Transcriptional profiling identifies differentially expressed genes in developing turkey skeletal muscle.

BACKGROUND

Skeletal muscle growth and development from embryo to adult consists of a series of carefully regulated changes in gene expression. Understanding these developmental changes in agriculturally important species is essential to the production of high quality meat products. For example, consumer demand for lean, inexpensive meat products has driven the turkey industry to unprecedented production through intensive genetic selection. However, achievements of increased body weight and muscle mass have been countered by an increased incidence of myopathies and meat quality defects. In a previous study, we developed and validated a turkey skeletal muscle-specific microarray as a tool for functional genomics studies. The goals of the current study were to utilize this microarray to elucidate functional pathways of genes responsible for key events in turkey skeletal muscle development and to compare differences in gene expression between two genetic lines of turkeys.

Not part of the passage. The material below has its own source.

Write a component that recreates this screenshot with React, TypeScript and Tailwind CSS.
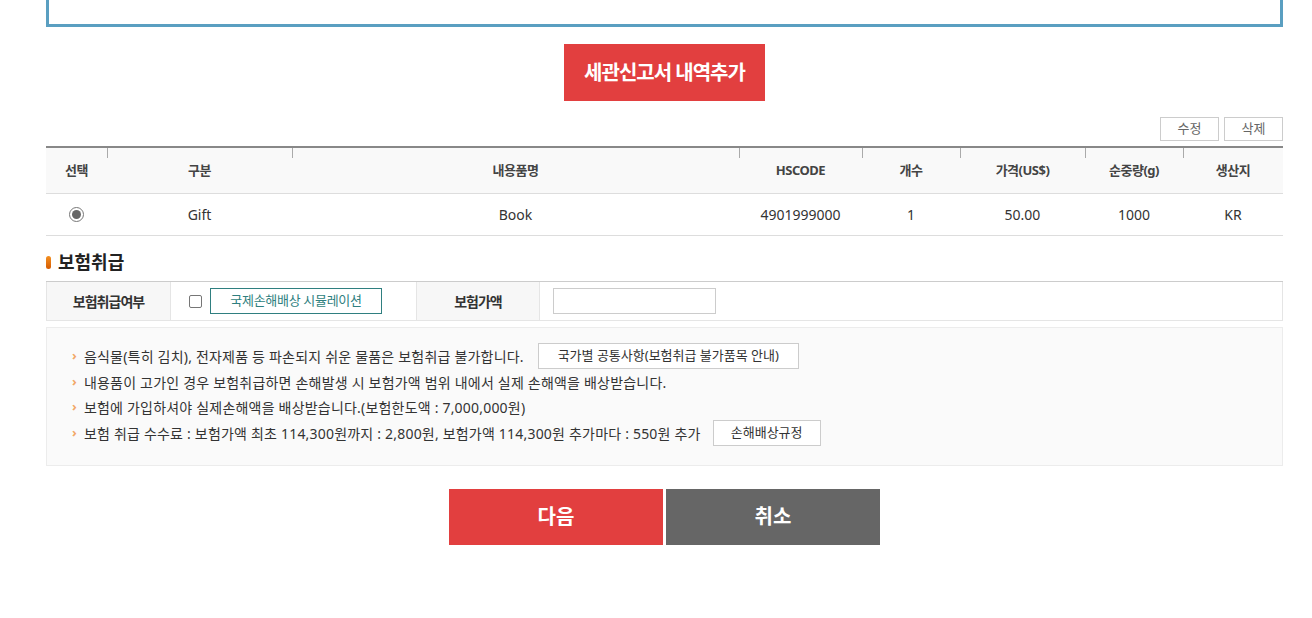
import React from "react";

const font = { fontFamily: '"Noto Sans", "Noto Sans CJK KR", sans-serif' };

const cols = [
  { label: "선택", w: "w-[61px]" },
  { label: "구분", w: "w-[185px]" },
  { label: "내용품명", w: "w-[447px]" },
  { label: "HSCODE", w: "w-[123px]" },
  { label: "개수", w: "w-[98px]" },
  { label: "가격(US$)", w: "w-[125px]" },
  { label: "순중량(g)", w: "w-[98px]" },
  { label: "생산지", w: "flex-1" },
];

const rowVals = ["", "Gift", "Book", "4901999000", "1", "50.00", "1000", "KR"];

function Bullet() {
  return <span className="mr-[7px] text-[13px] text-[#f2a868] font-bold">›</span>;
}

export default function App() {
  return (
    <div className="w-[1312px] h-[618px] overflow-hidden bg-white text-[#333]" style={font}>
      <div className="px-[46px] pr-[29px]">
        {/* top box */}
        <div className="h-[27px] border-[3px] border-t-0 border-[#5a9fc1]"></div>

        {/* add button */}
        <div className="flex justify-center mt-[17px]">
          <button className="w-[201px] h-[57px] bg-[#e23f3f] text-white text-[20px] font-bold tracking-[-1px]">
            세관신고서 내역추가
          </button>
        </div>

        {/* edit buttons */}
        <div className="flex justify-end gap-[5px] mt-[16px]">
          <button className="w-[59px] h-[24px] border border-[#ccc] text-[13px] text-[#666]">수정</button>
          <button className="w-[59px] h-[24px] border border-[#ccc] text-[13px] text-[#666]">삭제</button>
        </div>

        {/* items table */}
        <div className="mt-[5px] border-t-2 border-[#888]">
          <div className="flex h-[46px] bg-[#f9f9f9] border-b border-[#ddd]">
            {cols.map((c, i) => (
              <div key={i} className={`${c.w} relative flex items-center justify-center text-[13px] font-bold text-[#444] tracking-[-0.5px]`}>
                {i > 0 && <span className="absolute left-0 top-0 h-[10px] w-px bg-[#aaa]"></span>}
                {c.label}
              </div>
            ))}
          </div>
          <div className="flex h-[42px] border-b border-[#ddd]">
            {cols.map((c, i) => (
              <div key={i} className={`${c.w} flex items-center justify-center text-[14px] text-[#333]`}>
                {i === 0 ? (
                  <span className="w-[15px] h-[15px] rounded-full border border-[#777] bg-white flex items-center justify-center">
                    <span className="w-[9px] h-[9px] rounded-full bg-[#666]"></span>
                  </span>
                ) : (
                  rowVals[i]
                )}
              </div>
            ))}
          </div>
        </div>

        {/* section title */}
        <div className="flex items-center mt-[14px] h-[24px]">
          <span className="w-[5px] h-[13px] rounded-full bg-gradient-to-b from-[#f39020] to-[#d55a00] mr-[7px]"></span>
          <span className="text-[18px] font-bold text-[#222]">보험취급</span>
        </div>

        {/* insurance table */}
        <div className="mt-[7px] flex h-[40px] border-t border-b border-[#ccc] border-b-[#e5e5e5]">
          <div className="w-[125px] bg-[#f7f7f7] flex items-center justify-center text-[14px] font-bold text-[#333] tracking-[-1px] border-r border-[#e5e5e5] border-l border-l-[#e5e5e5]">
            보험취급여부
          </div>
          <div className="w-[246px] flex items-center pl-[18px] gap-[8px] border-r border-[#e5e5e5]">
            <span className="w-[13px] h-[13px] border border-[#767676] rounded-[2px] bg-white"></span>
            <button className="w-[172px] h-[26px] border border-[#2f7f80] text-[13px] text-[#2f7f80] tracking-[-0.3px]">
              국제손해배상 시뮬레이션
            </button>
          </div>
          <div className="w-[123px] bg-[#f7f7f7] flex items-center justify-center text-[14px] font-bold text-[#333] tracking-[-1px] border-r border-[#e5e5e5]">
            보험가액
          </div>
          <div className="flex-1 flex items-center pl-[13px] border-r border-[#e5e5e5]">
            <div className="w-[163px] h-[26px] border border-[#ccc] bg-white"></div>
          </div>
        </div>

        {/* info box */}
        <div className="mt-[6px] h-[139px] bg-[#fafafa] border border-[#ececec] pl-[25px] pt-[15px] text-[14px] text-[#333] tracking-[0.2px]">
          <div className="flex items-center h-[26px]">
            <Bullet />
            <span>음식물(특히 김치), 전자제품 등 파손되지 쉬운 물품은 보험취급 불가합니다.</span>
            <button className="ml-[14px] w-[261px] h-[26px] border border-[#ccc] bg-white text-[13px] text-[#333] tracking-normal">
              국가별 공통사항(보험취급 불가품목 안내)
            </button>
          </div>
          <div className="flex items-center h-[26px]">
            <Bullet />
            <span>내용품이 고가인 경우 보험취급하면 손해발생 시 보험가액 범위 내에서 실제 손해액을 배상받습니다.</span>
          </div>
          <div className="flex items-center h-[24px]">
            <Bullet />
            <span>보험에 가입하셔야 실제손해액을 배상받습니다.(보험한도액 : 7,000,000원)</span>
          </div>
          <div className="flex items-center h-[28px]">
            <Bullet />
            <span>보험 취급 수수료 : 보험가액 최초 114,300원까지 : 2,800원, 보험가액 114,300원 추가마다 : 550원 추가</span>
            <button className="ml-[12px] w-[108px] h-[26px] border border-[#ccc] bg-white text-[13px] text-[#333] tracking-normal">
              손해배상규정
            </button>
          </div>
        </div>

        {/* bottom buttons */}
        <div className="flex justify-center gap-[3px] mt-[23px]">
          <button className="w-[214px] h-[56px] bg-[#e23f3f] text-white text-[20px] font-bold">다음</button>
          <button className="w-[214px] h-[56px] bg-[#666] text-white text-[20px] font-bold">취소</button>
        </div>
      </div>
    </div>
  );
}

To achieve these goals, skeletal muscle samples were collected at three critical stages in muscle development: 18d embryo (hyperplasia), 1d post-hatch (shift from myoblast-mediated growth to satellite cell-modulated growth by hypertrophy), and 16 wk (market age) from two genetic lines: a randombred control line (RBC2) maintained without selection pressure, and a line (F) selected from the RBC2 line for increased 16 wk body weight. Array hybridizations were performed in two experiments: Experiment 1 directly compared the developmental stages within genetic line, while Experiment 2 directly compared the two lines within each developmental stage.

RESULTS

A total of 3474 genes were differentially expressed (false discovery rate; FDR < 0.001) by overall effect of development, while 16 genes were differentially expressed (FDR < 0.10) by overall effect of genetic line. Ingenuity Pathways Analysis was used to group annotated genes into networks, functions, and canonical pathways. The expression of 28 genes involved in extracellular matrix regulation, cell death/apoptosis, and calcium signaling/muscle function, as well as genes with miscellaneous function was confirmed by qPCR.

CONCLUSIONS

The current study identified gene pathways and uncovered novel genes important in turkey muscle growth and development. Future experiments will focus further on several of these candidate genes and the expression and mechanism of action of their protein products.